|
History: The North American Indian By Edward S. Curtis
|
One of the more balanced reviews of The North American Indian comes from Mick Gidley, Emeritus Professor of American Literature, at Leeds University, in England, who has written a number of works related to the life of Edward S. Curtis: "The North American Indian-extensively produced and issued in a severely limited edition-could not prove popular. But in recent years anthropologists and others, even when they have censured what they have assumed were Curtis' methodological assumptions or quarrelled with the text's conclusions, have begun to appreciate the value of the project's achievement: exhibitions have been mounted, anthologies of pictures have been published, and The North American Indian has increasingly been cited in the researches of others... The North American Indian is not monolithic or merely a monument. It is alive, it speaks, if with several voices, and among those perhaps mingled voices are those of otherwise silent or muted Indian individuals.”
Of the full Curtis opus N. Scott Momaday says: “Taken as a whole, the work of Edward S. Curtis is a singular achievement. Never before have we seen the Indians of North America so close to the origins of their humanity...Curtis’ photographs comprehend indispensable images of every human being at every time in every place”
Don Gulbrandsen, who wrote Edward Sheriff Curtis: Visions of the First Americans, puts it this way in his introductory essay on Curtis’ life: “The faces stare out at you, images seemingly from an ancient time and from a place far, far away…Yet as you gaze at the faces the humanity becomes apparent, lives filled with dignity but also sadness and loss, representatives of a world that has all but disappeared from our planet.”

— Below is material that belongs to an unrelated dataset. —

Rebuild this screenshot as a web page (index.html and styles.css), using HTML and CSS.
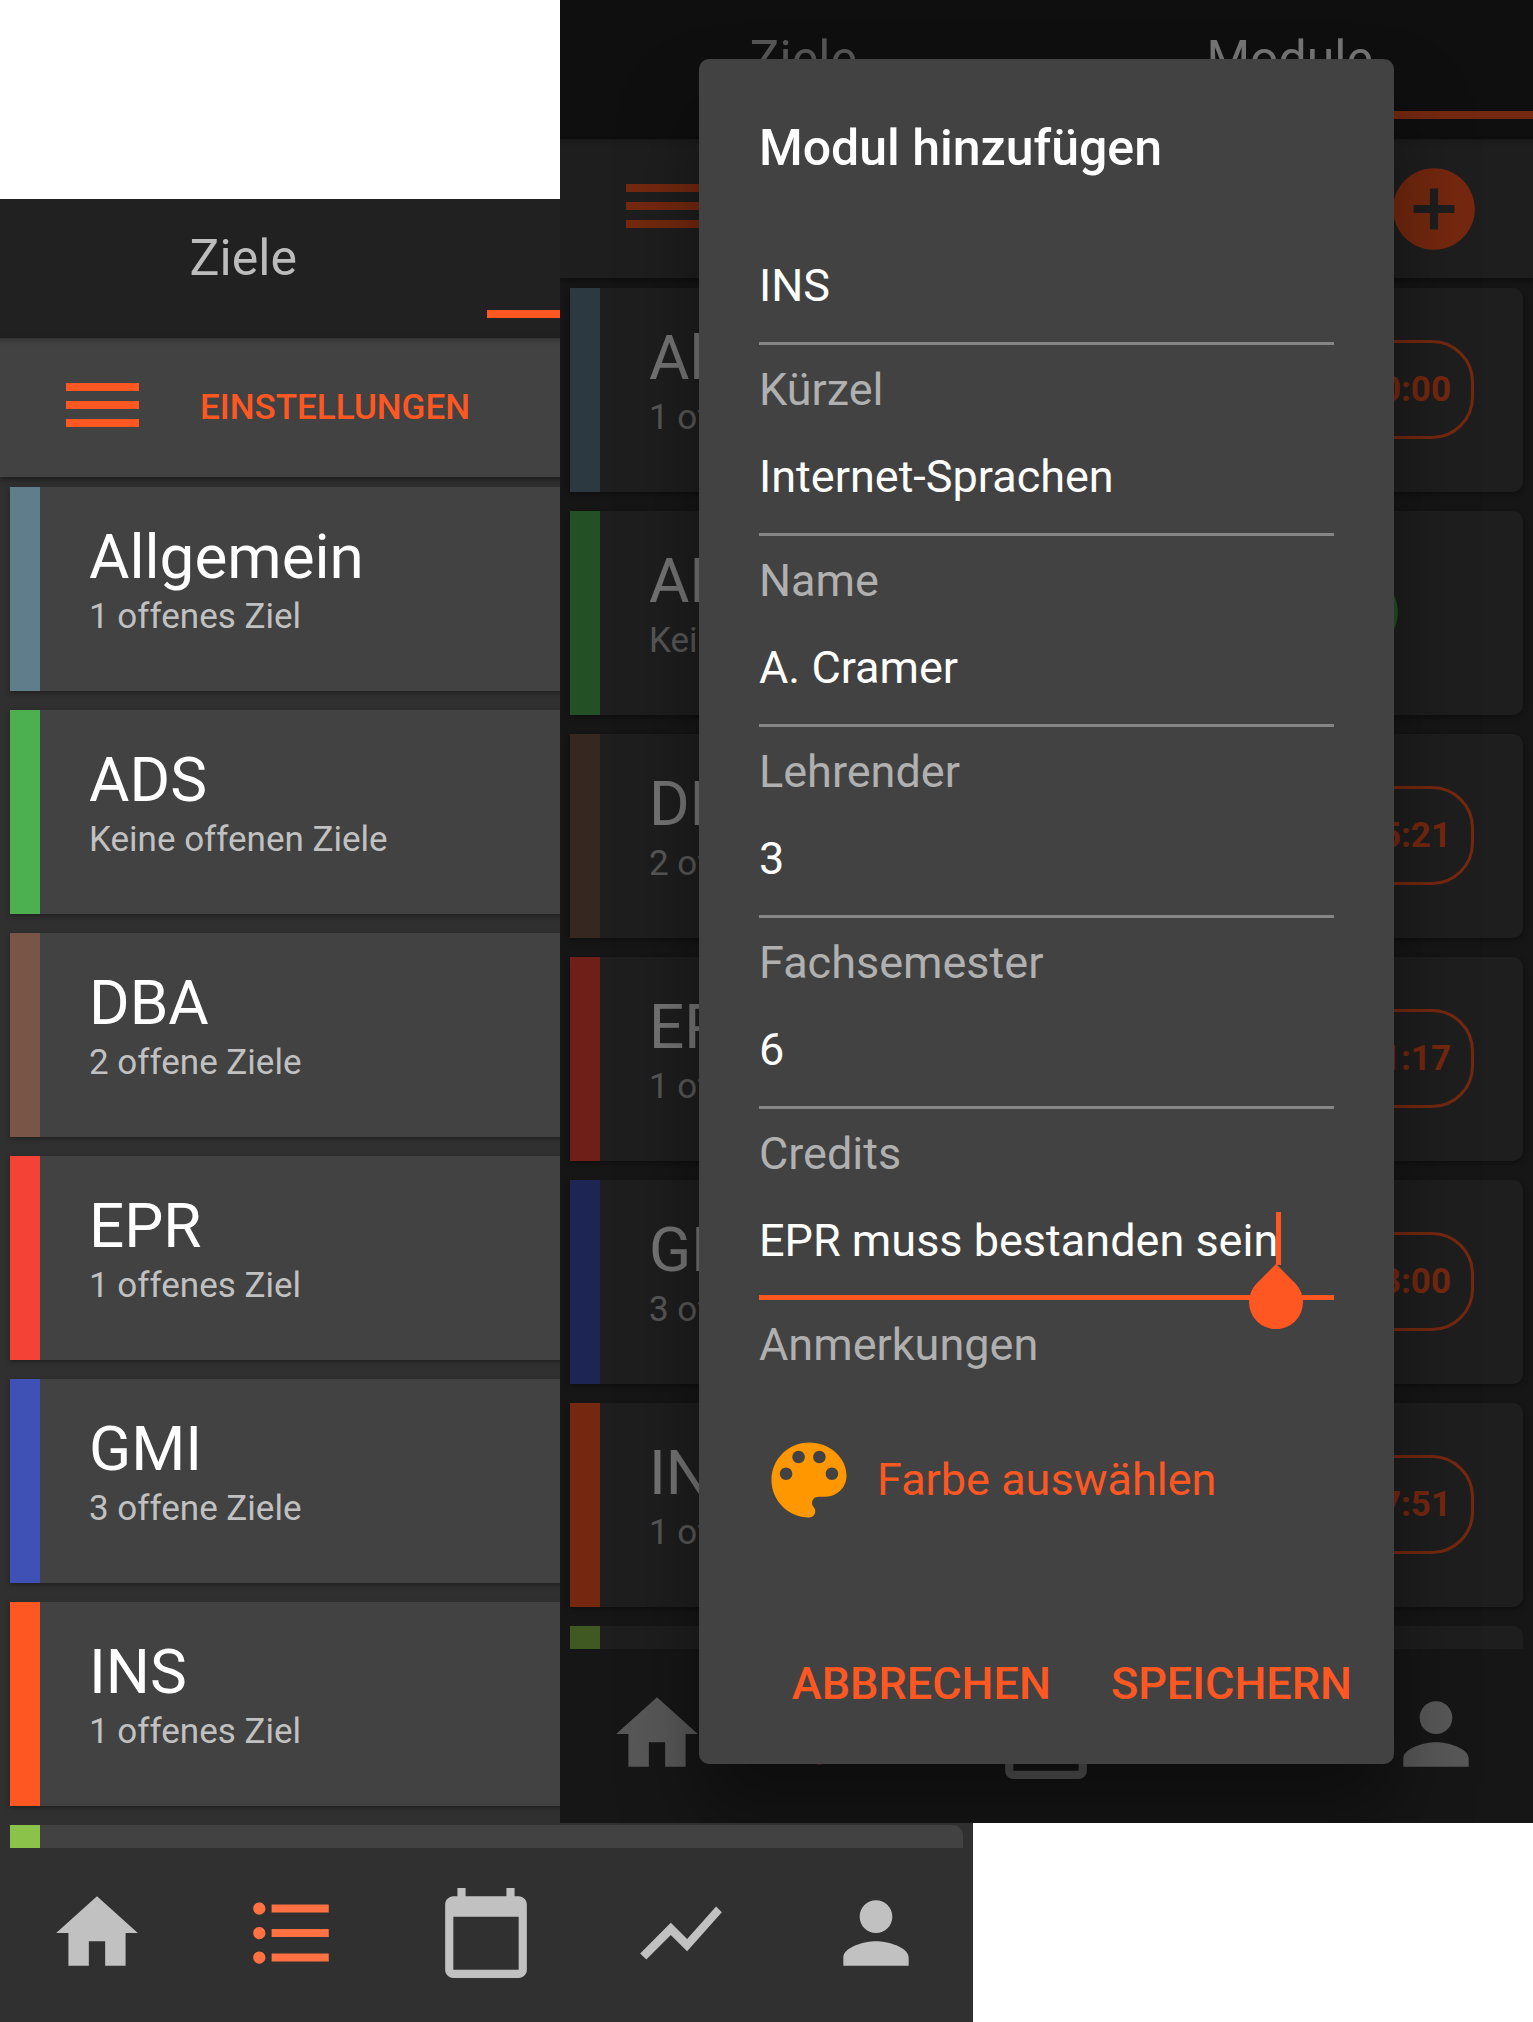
FILE: index.html
```html
<!DOCTYPE html>
<html lang="de">
<head>
<meta charset="utf-8">
<meta name="viewport" content="width=device-width, initial-scale=1">
<title>Module</title>
<link rel="stylesheet" href="styles.css">
</head>
<body>
<svg class="sprite" aria-hidden="true">
  <symbol id="i-menu" viewBox="0 0 73 44"><path d="M0 0h73v8H0zM0 18h73v8H0zM0 36h73v8H0z"/></symbol>
  <symbol id="i-add" viewBox="0 0 24 24"><path d="M12 2C6.48 2 2 6.48 2 12s4.48 10 10 10 10-4.48 10-10S17.52 2 12 2zm5 11h-4v4h-2v-4H7v-2h4V7h2v4h4v2z"/></symbol>
  <symbol id="i-check" viewBox="0 0 24 24"><path d="M12 2C6.48 2 2 6.48 2 12s4.48 10 10 10 10-4.48 10-10S17.52 2 12 2zm-2 15l-5-5 1.41-1.41L10 14.17l7.59-7.59L19 8l-9 9z"/></symbol>
  <symbol id="i-home" viewBox="0 0 24 24"><path d="M10 20v-6h4v6h5v-8h3L12 3 2 12h3v8z"/></symbol>
  <symbol id="i-list" viewBox="0 0 24 24"><path d="M4 10.5c-.83 0-1.5.67-1.5 1.5s.67 1.5 1.5 1.5 1.5-.67 1.5-1.5-.67-1.5-1.5-1.5zm0-6c-.83 0-1.5.67-1.5 1.5S3.17 7.500 4 7.500 5.500 6.830 5.500 6 4.830 4.500 4 4.500zm0 12c-.83 0-1.5.68-1.5 1.5s.68 1.5 1.5 1.5 1.5-.68 1.5-1.5-.67-1.5-1.5-1.5zM7 19h14v-2H7v2zm0-6h14v-2H7v2zm0-8v2h14V5H7z"/></symbol>
  <symbol id="i-calendar" viewBox="0 0 24 24"><path d="M20 3h-1V1h-2v2H7V1H5v2H4c-1.100 0-2 .9-2 2v16c0 1.100.9 2 2 2h16c1.100 0 2-.9 2-2V5c0-1.100-.9-2-2-2zm0 18H4V8h16v13z"/></symbol>
  <symbol id="i-chart" viewBox="0 0 24 24"><path d="M3.500 18.490l6-6.010 4 4L22 6.920l-1.410-1.410-7.090 7.970-4-4L2 16.990z"/></symbol>
  <symbol id="i-person" viewBox="0 0 24 24"><path d="M12 12c2.210 0 4-1.790 4-4s-1.790-4-4-4-4 1.790-4 4 1.790 4 4 4zm0 2c-2.670 0-8 1.340-8 4v2h16v-2c0-2.660-5.330-4-8-4z"/></symbol>
  <symbol id="i-palette" viewBox="0 0 24 24"><path d="M12 3c-4.970 0-9 4.030-9 9s4.030 9 9 9c.83 0 1.500-.67 1.500-1.500 0-.39-.15-.74-.39-1.010-.23-.26-.38-.61-.38-.99 0-.83.67-1.500 1.500-1.500H16c2.760 0 5-2.240 5-5 0-4.420-4.030-8-9-8zm-5.500 9c-.83 0-1.500-.67-1.500-1.500S5.670 9 6.500 9 8 9.670 8 10.500 7.330 12 6.500 12zm3-4C8.670 8 8 7.330 8 6.500S8.670 5 9.500 5s1.500.67 1.500 1.500S10.330 8 9.500 8zm5 0c-.83 0-1.500-.67-1.500-1.500S13.670 5 14.500 5s1.500.67 1.500 1.500S15.330 8 14.500 8zm3 4c-.83 0-1.500-.67-1.500-1.500S16.670 9 17.500 9s1.500.67 1.500 1.500-.67 1.500-1.500 1.500z"/></symbol>
  <symbol id="i-handle" viewBox="0 0 54 65"><path d="M27 0L46 19A27 27 0 1 1 8 19z"/></symbol>
</svg>

<main class="stage">
  <section class="phone phone-back" aria-label="Modulliste">
    <div class="tabs">
      <button class="tab" type="button">Ziele</button>
      <button class="tab is-active" type="button">Module</button>
    </div>
    <div class="toolbar">
      <button class="icon-button" type="button" aria-label="Menü"><svg class="menu-icon"><use href="#i-menu"/></svg></button>
      <button class="settings" type="button">EINSTELLUNGEN</button>
    </div>
    <div class="list">
      <article class="card bluegrey"><div><h2>Allgemein</h2><p>1 offenes Ziel</p></div></article>
      <article class="card green"><div><h2>ADS</h2><p>Keine offenen Ziele</p></div></article>
      <article class="card brown"><div><h2>DBA</h2><p>2 offene Ziele</p></div></article>
      <article class="card red"><div><h2>EPR</h2><p>1 offenes Ziel</p></div></article>
      <article class="card indigo"><div><h2>GMI</h2><p>3 offene Ziele</p></div></article>
      <article class="card orange"><div><h2>INS</h2><p>1 offenes Ziel</p></div></article>
      <article class="card lime peek"></article>
    </div>
    <nav class="nav">
      <a href="#home" aria-label="Start"><svg class="icon"><use href="#i-home"/></svg></a>
      <a class="is-active" href="#module" aria-label="Module"><svg class="icon"><use href="#i-list"/></svg></a>
      <a href="#kalender" aria-label="Kalender"><svg class="icon"><use href="#i-calendar"/></svg></a>
      <a href="#statistik" aria-label="Statistik"><svg class="icon"><use href="#i-chart"/></svg></a>
      <a href="#profil" aria-label="Profil"><svg class="icon"><use href="#i-person"/></svg></a>
    </nav>
  </section>

  <section class="phone phone-front" aria-label="Modul hinzufügen">
    <div class="tabs">
      <button class="tab" type="button">Ziele</button>
      <button class="tab is-active" type="button">Module</button>
    </div>
    <div class="toolbar">
      <button class="icon-button" type="button" aria-label="Menü"><svg class="menu-icon"><use href="#i-menu"/></svg></button>
      <button class="icon-button add" type="button" aria-label="Hinzufügen"><svg class="icon"><use href="#i-add"/></svg></button>
    </div>
    <div class="list">
      <article class="card bluegrey"><div><h2>Allgemein</h2><p>1 offenes Ziel</p></div><span class="timer">0:00</span></article>
      <article class="card green"><div><h2>ADS</h2><p>Keine offenen Ziele</p></div><span class="done"><svg class="icon"><use href="#i-check"/></svg></span></article>
      <article class="card brown"><div><h2>DBA</h2><p>2 offene Ziele</p></div><span class="timer">5:21</span></article>
      <article class="card red"><div><h2>EPR</h2><p>1 offenes Ziel</p></div><span class="timer">1:17</span></article>
      <article class="card indigo"><div><h2>GMI</h2><p>3 offene Ziele</p></div><span class="timer">3:00</span></article>
      <article class="card orange"><div><h2>INS</h2><p>1 offenes Ziel</p></div><span class="timer">7:51</span></article>
      <article class="card lime peek"></article>
    </div>
    <nav class="nav">
      <a href="#home" aria-label="Start"><svg class="icon"><use href="#i-home"/></svg></a>
      <a class="is-active" href="#module" aria-label="Module"><svg class="icon"><use href="#i-list"/></svg></a>
      <a href="#kalender" aria-label="Kalender"><svg class="icon"><use href="#i-calendar"/></svg></a>
      <a href="#statistik" aria-label="Statistik"><svg class="icon"><use href="#i-chart"/></svg></a>
      <a href="#profil" aria-label="Profil"><svg class="icon"><use href="#i-person"/></svg></a>
    </nav>

    <div class="scrim">
      <form class="dialog" role="dialog" aria-labelledby="dialog-title">
        <h1 id="dialog-title">Modul hinzufügen</h1>
        <div class="fields">
          <div class="field"><input id="kuerzel" type="text" value="INS"><label for="kuerzel">Kürzel</label></div>
          <div class="field"><input id="name" type="text" value="Internet-Sprachen"><label for="name">Name</label></div>
          <div class="field"><input id="lehrender" type="text" value="A. Cramer"><label for="lehrender">Lehrender</label></div>
          <div class="field"><input id="semester" type="text" value="3"><label for="semester">Fachsemester</label></div>
          <div class="field"><input id="credits" type="text" value="6"><label for="credits">Credits</label></div>
          <div class="field is-focused">
            <input id="notizen" type="text" value="EPR muss bestanden sein"><label for="notizen">Anmerkungen</label>
            <span class="caret"></span>
            <svg class="handle"><use href="#i-handle"/></svg>
          </div>
        </div>
        <button class="color-picker" type="button"><svg class="palette"><use href="#i-palette"/></svg>Farbe auswählen</button>
        <div class="actions">
          <button type="button">ABBRECHEN</button>
          <button type="submit">SPEICHERN</button>
        </div>
      </form>
    </div>
  </section>
</main>
</body>
</html>
```
FILE: styles.css
```css
:root {
  --accent: #ff5722;
  --surface: #424242;
  --ground: #303030;
  --bar: #212121;
  --muted: #c1c1c1;
}

* { box-sizing: border-box; }

body {
  margin: 0;
  background: #fff;
  color: #fff;
  font-family: Roboto, "Liberation Sans", sans-serif;
}

h1, h2, p { margin: 0; }

button, input {
  padding: 0;
  border: 0;
  border-radius: 0;
  background: none;
  color: inherit;
  font: inherit;
}

svg { display: block; fill: currentColor; }

.sprite { position: absolute; width: 0; height: 0; }

/* Two phone screens, the front one covering part of the back one */
.stage {
  display: grid;
  grid-template-columns: minmax(0, 560fr) minmax(0, 413fr) minmax(0, 560fr);
  align-items: start;
}

.phone { grid-row: 1; background: var(--ground); }
.phone-back { grid-column: 1 / 3; margin-top: 199px; }
.phone-front { grid-column: 2 / 4; position: relative; overflow: hidden; }

.tabs {
  display: flex;
  padding-bottom: 20px;
  background: var(--bar);
}

.tab {
  flex: 1;
  padding: 29px 0 22px;
  border-bottom: 8px solid transparent;
  color: #bcbcbc;
  font-size: 50px;
  line-height: 60px;
}

.tab.is-active { border-bottom-color: var(--accent); color: #fff; }

.toolbar {
  display: flex;
  align-items: center;
  gap: 61px;
  min-height: 139px;
  padding: 0 50px 0 66px;
  background: var(--surface);
  box-shadow: inset 0 8px 6px -7px rgba(0, 0, 0, .3), 0 3px 6px rgba(0, 0, 0, .4);
  color: var(--accent);
}

.menu-icon { width: 73px; height: 44px; margin-bottom: 5px; }
.icon { width: 98px; height: 98px; }
.add { margin-left: auto; }

.settings { font-size: 35px; font-weight: 500; line-height: 42px; }

.list {
  display: flex;
  flex-direction: column;
  gap: 19px;
  padding: 10px 10px 0;
}

.card {
  display: flex;
  justify-content: space-between;
  min-height: 204px;
  padding: 33px 49px 0;
  border-left: 30px solid;
  border-radius: 0 10px 10px 0;
  background: var(--surface);
  box-shadow: 0 2px 5px rgba(0, 0, 0, .35);
}

.card h2 { color: #fff; font-size: 62px; font-weight: 400; line-height: 74px; }
.card p { margin-top: 2px; color: var(--muted); font-size: 35px; line-height: 42px; }

.peek { min-height: 23px; padding: 0; border-radius: 0 10px 0 0; box-shadow: none; }

.bluegrey { border-left-color: #607d8b; }
.green { border-left-color: #4caf50; }
.brown { border-left-color: #795548; }
.red { border-left-color: #f44336; }
.indigo { border-left-color: #3f51b5; }
.orange { border-left-color: var(--accent); }
.lime { border-left-color: #8bc34a; }

.timer {
  width: 234px;
  height: 99px;
  margin-top: 19px;
  padding: 26px 20px;
  border: 3px solid var(--accent);
  border-radius: 42px;
  color: var(--accent);
  font-size: 35px;
  font-weight: 700;
  line-height: 42px;
  text-align: right;
}

.done {
  display: flex;
  justify-content: center;
  width: 234px;
  margin-top: 19px;
  color: #4caf50;
}

.nav { display: flex; padding: 36px 0 40px; color: var(--muted); }
.nav a { display: flex; flex: 1; justify-content: center; color: inherit; }
.nav .is-active { color: #ff7043; }

/* Dialog */
.scrim {
  position: absolute;
  inset: 0;
  display: flex;
  align-items: center;
  padding: 0 139px;
  background: rgba(0, 0, 0, .54);
}

.dialog {
  flex: 1;
  min-width: 0;
  padding: 59px 60px 53px;
  border-radius: 10px;
  background: var(--surface);
  box-shadow: 0 50px 80px rgba(0, 0, 0, .4);
}

.dialog h1 {
  margin-bottom: 81px;
  font-size: 50px;
  font-weight: 500;
  line-height: 60px;
}

.fields { display: grid; gap: 33px; }

.field {
  position: relative;
  display: flex;
  flex-direction: column;
  gap: 18px;
  font-size: 45px;
  line-height: 54px;
}

.field input {
  width: 100%;
  height: 86px;
  padding-bottom: 30px;
  border-bottom: 3px solid #858585;
  outline: none;
}

.field label { color: #b0b0b0; }

.is-focused input { padding-bottom: 28px; border-bottom: 5px solid var(--accent); }

.caret {
  position: absolute;
  top: -2px;
  right: 53px;
  width: 5px;
  height: 53px;
  background: var(--accent);
}

.handle {
  position: absolute;
  top: 50px;
  right: 31px;
  width: 54px;
  height: 65px;
  color: var(--accent);
}

.color-picker {
  display: flex;
  align-items: center;
  gap: 18px;
  margin-top: 58px;
  color: var(--accent);
  font-size: 45px;
  line-height: 54px;
}

.palette { width: 100px; height: 100px; color: #ff9800; }

.actions {
  display: flex;
  justify-content: flex-end;
  gap: 60px;
  margin: 127px -18px 0 0;
  color: var(--accent);
  font-size: 45px;
  font-weight: 500;
  line-height: 54px;
}
```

In Shadow Catcher: The Life and Work of Edward S. Curtis, Laurie Lawlor reveals that “many Native Americans Curtis photographed called him Shadow Catcher. But the images he captured were far more powerful than mere shadows. The men, women, and children in The North American Indian seem as alive to us today as they did when Curtis took their pictures in the early part of the twentieth century. Curtis respected the Indians he encountered and was willing to learn about their culture, religion and way of life. In return the Indians respected and trusted him. When judged by the standards of his time, Curtis was far ahead of his contemporaries in sensitivity, tolerance, and openness to Native American cultures and ways of thinking.”